Let $(X,d)$ be a metric space. Then one knows that the initial topology on $X$ generated by the space of bounded continuous functions $C_b(X)$ with values in $\mathbb{R}$ coincides with the metric topology.
Now let $C_b^d(X)\subseteq C_b(X)$ denote the subspace of functions $f$ such that
$$\lim_{x\rightarrow\infty}\text{diam}(f(B(x,r)) = 0$$
for all $r>0$.
I have seen it claimed that if the metric $d$ is proper, then $C_b^d(X)$ also generates the metric topology. Why is this true?
Thoughts: I understand that in a proper metric space, closed and bounded sets (in particular closed balls of finite radius) are compact, so one might try and show that every compact subset of $X$ is a pre-image under some $f$ of a closed set in $\mathbb{R}$. But I'm not sure if this is the right approach, or how to use the properness condition.
Thanks!
A subset $F\subseteq C_b(X)$ generates the topology on $X$ if and only if $F$ separates points from closed sets, in the sense that given a closed subset $Y\subseteq X$ and a point $x\in X\backslash Y$, one can find a function $f\in F$ such that $f(x)\notin\overline{f(Y)}\subseteq\mathbb{R}$.

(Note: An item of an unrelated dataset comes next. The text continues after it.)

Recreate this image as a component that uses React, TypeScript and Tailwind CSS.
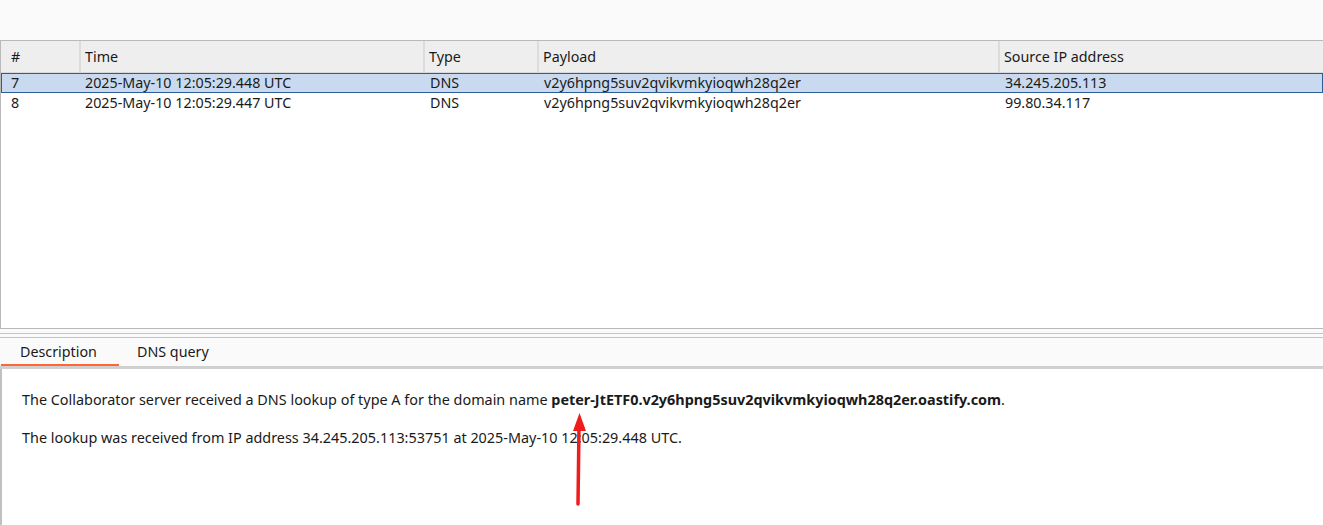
const rows = [
  { id: '7', time: '2025-May-10 12:05:29.448 UTC', type: 'DNS', payload: 'v2y6hpng5suv2qvikvmkyioqwh28q2er', ip: '34.245.205.113' },
  { id: '8', time: '2025-May-10 12:05:29.447 UTC', type: 'DNS', payload: 'v2y6hpng5suv2qvikvmkyioqwh28q2er', ip: '99.80.34.117' },
]

const cols = [
  { label: '#', w: 'w-[80px]' },
  { label: 'Time', w: 'w-[344px]' },
  { label: 'Type', w: 'w-[114px]' },
  { label: 'Payload', w: 'w-[461px]' },
  { label: 'Source IP address', w: 'flex-1' },
]

export default function App() {
  return (
    <div
      className="relative w-[1323px] h-[525px] overflow-hidden bg-[#fafafa] flex flex-col text-[14.3px] text-[#1a1a1a]"
      style={{ fontFamily: '"Noto Sans", "Open Sans", sans-serif' }}
    >
      <div className="h-[40px] shrink-0" />

      {/* Interactions table */}
      <div className="h-[289px] shrink-0 bg-white border-t border-l border-b border-[#b9b9b9] flex flex-col">
        <div className="h-[32px] shrink-0 flex bg-[#eeeeee] border-b border-[#d8d8d8]">
          {cols.map((c, i) => (
            <div
              key={c.label}
              className={`${c.w} flex items-center pl-[4px] pt-px ${i < cols.length - 1 ? 'border-r-2 border-[#dcdcdc]' : ''}`}
            >
              <span className={i === 0 ? 'pl-[6px]' : ''}>{c.label}</span>
            </div>
          ))}
        </div>
        {rows.map((r, i) => (
          <div
            key={r.id}
            className={`h-[20px] flex items-center leading-none ${i === 0 ? 'bg-[#c9daf0] border border-[#2d5e99]' : 'bg-white border border-transparent'}`}
          >
            <div className="w-[80px] pl-[9px]">{r.id}</div>
            <div className="w-[344px] pl-[3px]">{r.time}</div>
            <div className="w-[114px] pl-[4px]">{r.type}</div>
            <div className="w-[461px] pl-[4px]">{r.payload}</div>
            <div className="flex-1 pl-[4px]">{r.ip}</div>
          </div>
        ))}
      </div>

      <div className="h-[4px] shrink-0" />
      <div className="h-px shrink-0 bg-[#c4c4c4]" />
      <div className="h-[3px] shrink-0" />
      <div className="h-px shrink-0 bg-[#c4c4c4]" />

      {/* Tabs */}
      <div className="h-[28px] shrink-0 flex items-end pl-px">
        <div className="w-[118px] h-full flex flex-col">
          <div className="flex-1 flex items-center pl-[19px] pt-[2px]">Description</div>
          <div className="h-[2px] bg-[#ff6633]" />
        </div>
        <div className="h-full flex flex-col pb-[2px]">
          <div className="flex-1 flex items-center pl-[18px] pt-[2px]">DNS query</div>
        </div>
      </div>
      <div className="h-[3px] shrink-0 bg-[#d0d0d0]" />

      {/* Description */}
      <div className="flex-1 bg-white border-l-2 border-[#c0c0c0] pl-[20px] pt-[20px] text-[14.4px]">
        <p>
          The Collaborator server received a DNS lookup of type A for the domain name{' '}
          <span className="font-bold">peter-JtETF0.v2y6hpng5suv2qvikvmkyioqwh28q2er.oastify.com</span>.
        </p>
        <p className="mt-[16px]">
          The lookup was received from IP address 34.245.205.113:53751 at 2025-May-10 12:05:29.448 UTC.
        </p>
      </div>

      <svg className="absolute left-0 top-0 pointer-events-none" width="1323" height="525">
        <line x1="578" y1="504" x2="579" y2="426" stroke="#f01c1c" strokeWidth="3.5" strokeLinecap="round" />
        <polygon points="579.5,413 573,431 586,431" fill="#f01c1c" />
      </svg>
    </div>
  )
}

Thus the problem is to find an $f$ that maps an arbitrary point outside of the closure of the image of the arbitrary closed set $Y$. Naively, one could hope to map $x$ to a larger value than $\overline{f(Y)}$. One possible construction that will control the diameter of $\overline{f(Y)}$ is the following definition of $f$:
$$f: y\mapsto\frac{1}{1+d(y,x)},\qquad \forall y\in X.$$
Continuity of $f$ is ensured by continuity of $d$. Properness of the metric means that the compact sets are the closed and bounded sets, and hence $f$ is in $C_b^d(X)$ because it has vanishing variation with respect to radii of balls. The fact that $f(x)\notin \overline{f(Y)}$ can be shown as follows: take a closed annulus $A$ centred at $x$ such that $$\sup_{x\in A}\{f(x)\}\geq\sup_{x\in Y}\{f(x)\},$$ which is possible because the closed sets $x$ and $Y$ are separated by some distance $\delta > 0$. Then by properness $A$ is compact and hence $f(A)$ is compact in $\mathbb{R}$, so that it is separated by some distance $\eta > 0$ from $f(x)$.